The middle schooler’s project for the Georgia Science Fair used an antioxidant in green tea to fight cancer growth in worms. It’s won prizes across the state and gained attention from researchers nationwide.
Stephen, who lives outside of Atlanta, Georgia, became interested in cancer-related research after two family friends were diagnosed with breast cancer. He immediately began reading up on this disease and found an article about decreased cancer rates in Japan in relation with the antioxidants in green tea.
Experimenting with green tea
Stephen and his dad ordered the necessary materials online and built a makeshift laboratory in their home.

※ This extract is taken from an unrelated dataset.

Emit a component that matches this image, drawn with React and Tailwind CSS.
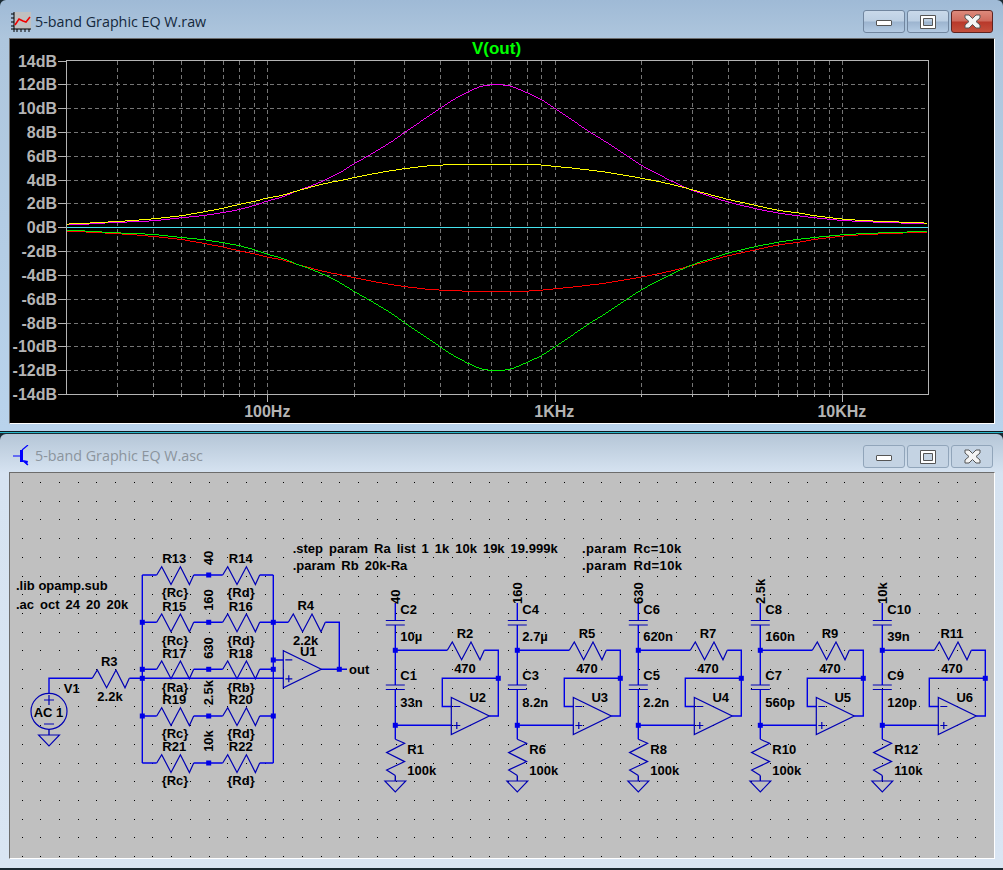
import React from 'react'

const BLUE = '#0000e6'
const NAVY = '#0000b4'

// measured off the plot, page pixels: [x, y]
const MAGENTA = [[66,224.3],[86,223.7],[111.7,222],[132.7,221.3],[152.7,220.3],[180.7,217.3],[203.3,215],[222.7,212],[239.3,209],[254.7,204.7],[267.3,200.3],[281.7,196.7],[296.7,190.3],[310,185.7],[326.7,178.7],[343.3,170],[350,165.3],[370,154],[390,142],[405,131.3],[421.7,120],[440,107.7],[450,100.7],[466.7,91.7],[480,85.7],[495,83.7],[510,85.3],[526.7,92.3],[541.7,99.3],[554.3,107.7],[570,118.3],[588.3,131],[603.3,140],[623.3,153.3],[640,164.5],[656.7,173.3],[673.3,181.7],[691.7,190],[710,196],[727.7,201.7],[755.7,208.3],[778.3,212.7],[797.3,215.3],[814.3,217.3],[828.3,218.7],[842.3,220],[866.7,221.3],[893.3,222.3],[927,223.3]]
const YELLOW = [[66,223.7],[93.3,222.3],[111.7,221.3],[132.7,220],[152.7,218.3],[180.7,215.3],[203.3,211.3],[222.7,207.7],[239.3,203.7],[254.7,200.7],[267.3,197.3],[281.7,195],[296.7,190.3],[310,186.7],[326.7,182.5],[343.3,179.3],[370,173.7],[390,170.3],[405,168],[428,165.3],[456.7,163.7],[533.3,163.7],[548.3,165.3],[573.3,167.7],[603.3,171.3],[630,175.7],[656.7,180.7],[673.3,184.3],[691.7,189.3],[710,194.3],[727.7,199],[755.7,205],[778.3,210],[797.3,212.3],[814.3,215.3],[828.3,217],[842.3,218.7],[866.7,220.3],[893.3,221.3],[927,222.7]]

const mirror = (pts) => pts.map(([x, y]) => [x, 454.2 - y])

// one point per pixel column, so the trace steps the way the scope window draws it
const trace = (pts) => {
  let xs = []
  let ys = []
  for (let i = 0; i < pts.length - 1; i++) {
    const [x0, y0] = pts[i]
    const [x1, y1] = pts[i + 1]
    for (let x = Math.ceil(x0); x < x1; x++) {
      xs.push(x)
      ys.push(y0 + ((y1 - y0) * (x - x0)) / (x1 - x0))
    }
  }
  // the table is hand read, take the kinks out of it
  return xs
    .map((x, i) => {
      const part = ys.slice(Math.max(0, i - 5), i + 6)
      const y = part.reduce((a, b) => a + b, 0) / part.length
      return `${x + 0.5},${Math.round(y) + 0.5}`
    })
    .join(' ')
}

const xOf = (f) => 267.3 + 287.3 * (Math.log10(f) - 2)
const FREQS = [30,40,50,60,70,80,90,100,200,300,400,500,600,700,800,900,1000,2000,3000,4000,5000,6000,7000,8000,9000,10000]
const DB = [14,12,10,8,6,4,2,0,-2,-4,-6,-8,-10,-12,-14]
const yOf = (i) => Math.round(60.5 + 23.82 * i) + 0.5

const Plot = () => (
  <svg viewBox="10 39 984 384" className="block w-[984px] h-[384px] font-['Liberation_Sans',Arial,sans-serif]">
    <text x="496.5" y="53.5" textAnchor="middle" className="fill-[#00ff00] font-bold text-[17px]">V(out)</text>

    {DB.map((d, i) => (
      <g key={d}>
        <text x="57" y={yOf(i) + 5} textAnchor="end" className="fill-[#b4b4b4] font-bold text-[16px]">{d}dB</text>
        <line x1="58" x2="66" y1={yOf(i)} y2={yOf(i)} stroke="#b4b4b4" shapeRendering="crispEdges" />
        {d !== 0 && i > 0 && i < 14 && (
          <line x1="67" x2="928" y1={yOf(i)} y2={yOf(i)} stroke="#757575" strokeDasharray="4 3" shapeRendering="crispEdges" />
        )}
      </g>
    ))}

    {FREQS.map((f) => {
      const x = Math.round(xOf(f)) + 0.5
      const major = f === 100 || f === 1000 || f === 10000
      return (
        <g key={f}>
          <line x1={x} x2={x} y1="61" y2="394" stroke="#757575" strokeDasharray="4 3" shapeRendering="crispEdges" />
          <line x1={x} x2={x} y1="394" y2={major ? 402 : 397} stroke="#b4b4b4" shapeRendering="crispEdges" />
        </g>
      )
    })}

    <rect x="66.5" y="60.5" width="861.5" height="333.5" fill="none" stroke="#b4b4b4" shapeRendering="crispEdges" />

    <text x="267.3" y="417" textAnchor="middle" className="fill-[#b4b4b4] font-bold text-[16px]">100Hz</text>
    <text x="554.3" y="417" textAnchor="middle" className="fill-[#b4b4b4] font-bold text-[16px]">1KHz</text>
    <text x="841.9" y="417" textAnchor="middle" className="fill-[#b4b4b4] font-bold text-[16px]">10KHz</text>

    <line x1="67" x2="928" y1="227.5" y2="227.5" stroke="#45e3ee" shapeRendering="crispEdges" />
    <polyline points={trace(mirror(YELLOW))} fill="none" stroke="#ff0000" strokeWidth="1.3" shapeRendering="crispEdges" />
    <polyline points={trace(mirror(MAGENTA))} fill="none" stroke="#00ee00" shapeRendering="crispEdges" />
    <polyline points={trace(MAGENTA)} fill="none" stroke="#ee00ee" shapeRendering="crispEdges" />
    <polyline points={trace(YELLOW)} fill="none" stroke="#ffff00" strokeWidth="1.3" shapeRendering="crispEdges" />
  </svg>
)

const Wire = ({ d, color = BLUE }) => <path d={d} fill="none" stroke={color} strokeWidth="1.4" />

const Dot = ({ x, y }) => <rect x={x - 2.5} y={y - 2.5} width="5" height="5" fill={BLUE} />

const HRes = ({ x, y }) => (
  <polyline
    points={`${x},${y} ${x + 5},${y - 8.3} ${x + 14.3},${y + 9.5} ${x + 23.7},${y - 8.3} ${x + 32.7},${y + 9.5} ${x + 37},${y}`}
    fill="none"
    stroke={NAVY}
    strokeWidth="1.2"
  />
)

const VRes = ({ x, y }) => (
  <polyline
    points={`${x},${y} ${x + 9.3},${y + 4} ${x - 8.7},${y + 13.3} ${x + 9.3},${y + 22.3} ${x - 8.7},${y + 30.7} ${x},${y + 36.3}`}
    fill="none"
    stroke={NAVY}
    strokeWidth="1.2"
  />
)

const Ground = ({ x, y }) => (
  <polygon points={`${x - 10.5},${y} ${x + 10.5},${y} ${x},${y + 11}`} fill="none" stroke={NAVY} strokeWidth="1.1" />
)

const OpAmp = ({ x, y }) => (
  <g fill="none" stroke={NAVY} strokeWidth="1.2">
    <polygon points={`${x},${y - 18.5} ${x},${y + 18.5} ${x + 38},${y}`} />
    <path d={`M${x + 2} ${y - 9.5}h7M${x + 2} ${y + 9.5}h7M${x + 5.5} ${y + 6}v7`} />
  </g>
)

const Label = ({ x, y, anchor = 'middle', extra = '', children }) => (
  <text x={x} y={y + 4.5} textAnchor={anchor} className={`fill-black font-bold text-[13px] ${extra}`}>{children}</text>
)

const Up = ({ x, y, anchor = 'middle', children }) => (
  <text
    x={x + 4.5}
    y={y}
    textAnchor={anchor}
    transform={`rotate(-90 ${x + 4.5} ${y})`}
    className="fill-black font-bold text-[13px]"
  >
    {children}
  </text>
)

const Cap = ({ x, y }) => (
  <path d={`M${x - 9.5} ${y}h19M${x - 9.5} ${y + 4.5}h19`} fill="none" stroke={NAVY} strokeWidth="1.2" />
)

const Stage = ({ dx, tune, c2, c2v, r2, c1, c1v, u, r1, r1v }) => {
  const x = 395.3 + dx
  return (
    <g>
      <Wire d={`M${x} 603V620.5M${x} 625V685M${x} 689.5V739.3`} />
      <Wire d={`M${x} 775.6V781`} color={NAVY} />
      <Cap x={x} y={620.5} />
      <Cap x={x} y={685} />
      <Wire d={`M${x} 650.3H${x + 52}M${x + 89} 650.3H${x + 103}V716H${x + 94}`} />
      <Wire d={`M${x + 103} 678.3H${x + 47}V706.5H${x + 56}`} />
      <Wire d={`M${x} 725.3H${x + 56}`} />
      <HRes x={x + 52} y={650.3} />
      <VRes x={x} y={739.3} />
      <Ground x={x} y={781} />
      <OpAmp x={x + 56} y={716} />
      <Dot x={x} y={650.3} />
      <Dot x={x} y={725.3} />
      <Dot x={x + 103} y={678.3} />
      <Up x={x} y={604} anchor="start">{tune}</Up>
      <Label x={x + 5} y={609} anchor="start">{c2}</Label>
      <Label x={x + 5} y={636.7} anchor="start">{c2v}</Label>
      <Label x={x + 69.7} y={633.3}>{r2}</Label>
      <Label x={x + 69.7} y={668.3}>470</Label>
      <Label x={x + 5} y={675} anchor="start">{c1}</Label>
      <Label x={x + 5} y={702.7} anchor="start">{c1v}</Label>
      <Label x={x + 82.4} y={697.3}>{u}</Label>
      <Label x={x + 12} y={749.3} anchor="start">{r1}</Label>
      <Label x={x + 12} y={770} anchor="start">{r1v}</Label>
    </g>
  )
}

const STAGES = [
  { dx: 0, tune: '40', c2: 'C2', c2v: '10µ', r2: 'R2', c1: 'C1', c1v: '33n', u: 'U2', r1: 'R1', r1v: '100k' },
  { dx: 122, tune: '160', c2: 'C4', c2v: '2.7µ', r2: 'R5', c1: 'C3', c1v: '8.2n', u: 'U3', r1: 'R6', r1v: '100k' },
  { dx: 243, tune: '630', c2: 'C6', c2v: '620n', r2: 'R7', c1: 'C5', c1v: '2.2n', u: 'U4', r1: 'R8', r1v: '100k' },
  { dx: 365, tune: '2.5k', c2: 'C8', c2v: '160n', r2: 'R9', c1: 'C7', c1v: '560p', u: 'U5', r1: 'R10', r1v: '100k' },
  { dx: 487, tune: '10k', c2: 'C10', c2v: '39n', r2: 'R11', c1: 'C9', c1v: '120p', u: 'U6', r1: 'R12', r1v: '110k' },
]

const ROWS = [
  { y: 575, tune: '40', ty: 558, l: 'R13', lv: '{Rc}', r: 'R14', rv: '{Rd}' },
  { y: 622.3, tune: '160', ty: 600, l: 'R15', lv: '{Rc}', r: 'R16', rv: '{Rd}' },
  { y: 669.3, tune: '630', ty: 648, l: 'R17', lv: '{Ra}', r: 'R18', rv: '{Rb}' },
  { y: 716, tune: '2.5k', ty: 692.7, l: 'R19', lv: '{Rc}', r: 'R20', rv: '{Rd}' },
  { y: 763, tune: '10k', ty: 741, l: 'R21', lv: '{Rc}', r: 'R22', rv: '{Rd}' },
]

const Bridge = () => (
  <g>
    <Wire d="M142.3 575V763M273.3 575V763" />
    {ROWS.map((row) => (
      <g key={row.l}>
        <Wire d={`M142.3 ${row.y}H156.7M193.7 ${row.y}H222.7M259.7 ${row.y}H273.3`} />
        <HRes x={156.7} y={row.y} />
        <HRes x={222.7} y={row.y} />
        <Dot x={208.7} y={row.y} />
        <Up x={208.7} y={row.ty}>{row.tune}</Up>
        <Label x={174.3} y={row.y - 16.3}>{row.l}</Label>
        <Label x={175} y={row.y + 17.8}>{row.lv}</Label>
        <Label x={240.7} y={row.y - 16.3}>{row.r}</Label>
        <Label x={241} y={row.y + 17.8}>{row.rv}</Label>
      </g>
    ))}
    <Wire d="M129.3 678.3H283.3M273.3 660H283.3" />
    <Wire d="M273.3 622.3H288.3M325.3 622.3H339.3V669.3M321.3 669.3H347" />
    <Wire d="M49 693V678.3H92.3" />
    <HRes x={92.3} y={678.3} />
    <HRes x={288.3} y={622.3} />
    <OpAmp x={283.3} y={669.3} />
    {[[142.3, 622.3], [142.3, 669.3], [142.3, 678.3], [142.3, 716], [273.3, 622.3], [273.3, 660], [273.3, 669.3], [273.3, 716], [339.3, 669.3]].map(([x, y]) => (
      <Dot key={`${x}-${y}`} x={x} y={y} />
    ))}

    {/* AC source */}
    <circle cx="49" cy="711.3" r="18" fill="none" stroke={NAVY} strokeWidth="1.2" />
    <path d="M44 700h10M49 695v10M44 724h10" fill="none" stroke={NAVY} strokeWidth="1.2" />
    <Wire d="M49 729.3V735" color={NAVY} />
    <Ground x={49} y={735} />

    <Label x={305.7} y={605.7}>R4</Label>
    <Label x={305.7} y={640.7}>2.2k</Label>
    <Label x={308.3} y={651}>U1</Label>
    <Label x={109.3} y={661.7}>R3</Label>
    <Label x={110} y={696.7}>2.2k</Label>
    <Label x={71.7} y={688.3}>V1</Label>
    <Label x={48.5} y={712}>AC 1</Label>
    <Label x={349} y={669} anchor="start">out</Label>
  </g>
)

const dots = []
for (let r = 0; r < 21; r++) {
  for (let c = 0; c < 52; c++) {
    dots.push(
      <rect
        key={`${r}-${c}`}
        x={Math.round(21.5 + 18.7 * c)}
        y={Math.round(482 + 18.7 * r)}
        width="1"
        height="1"
        fill="#000"
        shapeRendering="crispEdges"
      />
    )
  }
}

const Schematic = () => (
  <svg viewBox="10 473 984 385" className="block w-[984px] h-[385px] font-['Liberation_Sans',Arial,sans-serif]">
    {dots}
    <Label x={16} y={585.7} anchor="start">.lib opamp.sub</Label>
    <Label x={16} y={604} anchor="start" extra="[word-spacing:2.4px]">.ac oct 24 20 20k</Label>
    <Label x={292.7} y={548} anchor="start" extra="[word-spacing:2.4px]">.step param Ra list 1 1k 10k 19k 19.999k</Label>
    <Label x={292.7} y={565} anchor="start" extra="[word-spacing:2.4px]">.param Rb 20k-Ra</Label>
    <Label x={582} y={548} anchor="start" extra="tracking-[0.4px] [word-spacing:2.4px]">.param Rc=10k</Label>
    <Label x={582} y={565} anchor="start" extra="tracking-[0.4px] [word-spacing:2.4px]">.param Rd=10k</Label>
    <Bridge />
    {STAGES.map((s) => <Stage key={s.u} {...s} />)}
  </svg>
)

const WaveIcon = () => (
  <svg viewBox="0 0 20 20" className="w-5 h-5 shrink-0">
    <rect x="3" y="0" width="17" height="17" fill="#c0c0c0" />
    <path d="M3 0v20M0 2h3M0 6h3M0 10h3M0 14h3M0 17h20M6 17v3M10 17v3M14 17v3M18 17v3" stroke="#000" fill="none" />
    <path d="M4 13L8 7L12 9L15 10L19 5" stroke="#f00000" strokeWidth="1.6" fill="none" />
  </svg>
)

const TransistorIcon = () => (
  <svg viewBox="0 0 16 21" className="w-4 h-[21px] shrink-0">
    <path d="M0 11h7M9 5L15 0M9 15L15 20" stroke="#0000ff" strokeWidth="1.2" fill="none" />
    <rect x="7" y="5" width="3" height="12" fill="#0000ff" />
    <polygon points="10,15 15,16 14,20" fill="#0000ff" />
  </svg>
)

const WinButton = ({ kind, active }) => {
  const tone =
    kind === 'close' && active
      ? 'border-[#5e2320] bg-[linear-gradient(#dd8a7c_0%,#cf6a5c_48%,#b8382a_52%,#c4503c_100%)]'
      : active
        ? 'border-[#71869f] bg-[linear-gradient(#c9d9ea_0%,#bccfe3_48%,#9cb4cf_52%,#b4cbe3_100%)]'
        : 'border-[#91a5ba] bg-[#c4d3e3]'
  return (
    <div className={`w-[42px] h-[23px] rounded-[3px] border flex items-center justify-center ${tone}`}>
      {kind === 'min' && <div className="w-4 h-[6px] mt-[2px] rounded-[1px] bg-white border border-[#555]" />}
      {kind === 'max' && (
        <svg viewBox="0 0 16 14" className="w-4 h-[14px]">
          <path d="M0.5 0.5h15v13h-15zM3.5 3.5v7h9v-7z" fill="#fff" stroke="#555" fillRule="evenodd" />
        </svg>
      )}
      {kind === 'close' && (
        <svg viewBox="0 0 17 15" className="w-[17px] h-[15px]">
          <path d="M1 1h4l3.5 3.5L12 1h4v3l-4 3.5 4 3.5v3h-4L8.5 10.500 5 14H1v-3l4-3.500L1 4z" fill="#f4f4f4" stroke="#555" strokeLinejoin="round" />
        </svg>
      )}
    </div>
  )
}

const Buttons = ({ active }) => (
  <div className="ml-auto flex gap-[2px]">
    <WinButton kind="min" active={active} />
    <WinButton kind="max" active={active} />
    <WinButton kind="close" active={active} />
  </div>
)

export default function App() {
  return (
    <div className="w-[1003px] h-[870px] overflow-hidden bg-[#1b2a33] font-['Open_Sans',sans-serif]">
      {/* waveform viewer */}
      <div className="h-[431px] rounded-t-[6px] bg-[linear-gradient(#9fbad6_0%,#aec6dd_9%,#b9d3ec_100%)]">
        <div className="h-[38px] pt-[10px] pl-[11px] pr-[10px] flex items-start">
          <div className="mt-[2px]"><WaveIcon /></div>
          <span className="ml-1 mt-[2px] text-[14.3px] leading-5 text-[#14283c]">5-band Graphic EQ W.raw</span>
          <Buttons active />
        </div>
        <div className="ml-[9px] w-[986px] border border-[#6c6c6c] border-b-white border-r-white bg-black">
          <Plot />
        </div>
      </div>
      <div className="h-px bg-[#10181c]" />
      <div className="h-px bg-[#27b7c9]" />
      <div className="h-px bg-[#1b2a33]" />

      {/* schematic editor */}
      <div className="h-[434px] rounded-t-[6px] bg-[linear-gradient(#b5c6d7_0%,#d6e3f1_9%,#d9e5f3_100%)]">
        <div className="h-[38px] pt-[11px] pl-[13px] pr-[10px] flex items-start">
          <TransistorIcon />
          <span className="ml-[6px] mt-[1px] text-[14.3px] leading-5 text-[#8b949d]">5-band Graphic EQ W.asc</span>
          <Buttons />
        </div>
        <div className="ml-[9px] w-[986px] border border-[#6c6c6c] border-b-white border-r-white bg-[#c0c0c0]">
          <Schematic />
        </div>
      </div>
    </div>
  )
}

He divided 100 planaria — or worms — into four groups in order to test his hypothesis that a polyphenol in green tea could inhibit tumor formation in the worms exposed to carcinogens.
Over the next four weeks, Stephen exposed one group only to the phytochemical found in green tea, epigallocatechin-3-gallate, or EGCG. A second group was exposed to EGCG for 24 hours and then to two carcinogens for the remainder of the experiment.
Stephen and his father used the carcinogens Cadmium Sulfate and 12-O-Tetradecanoylphorbol-13-acetate, or TPA. His father — a chemist — mixed the carcinogens himself, so that the middle schooler wouldn’t be in contact with any dangerous chemicals.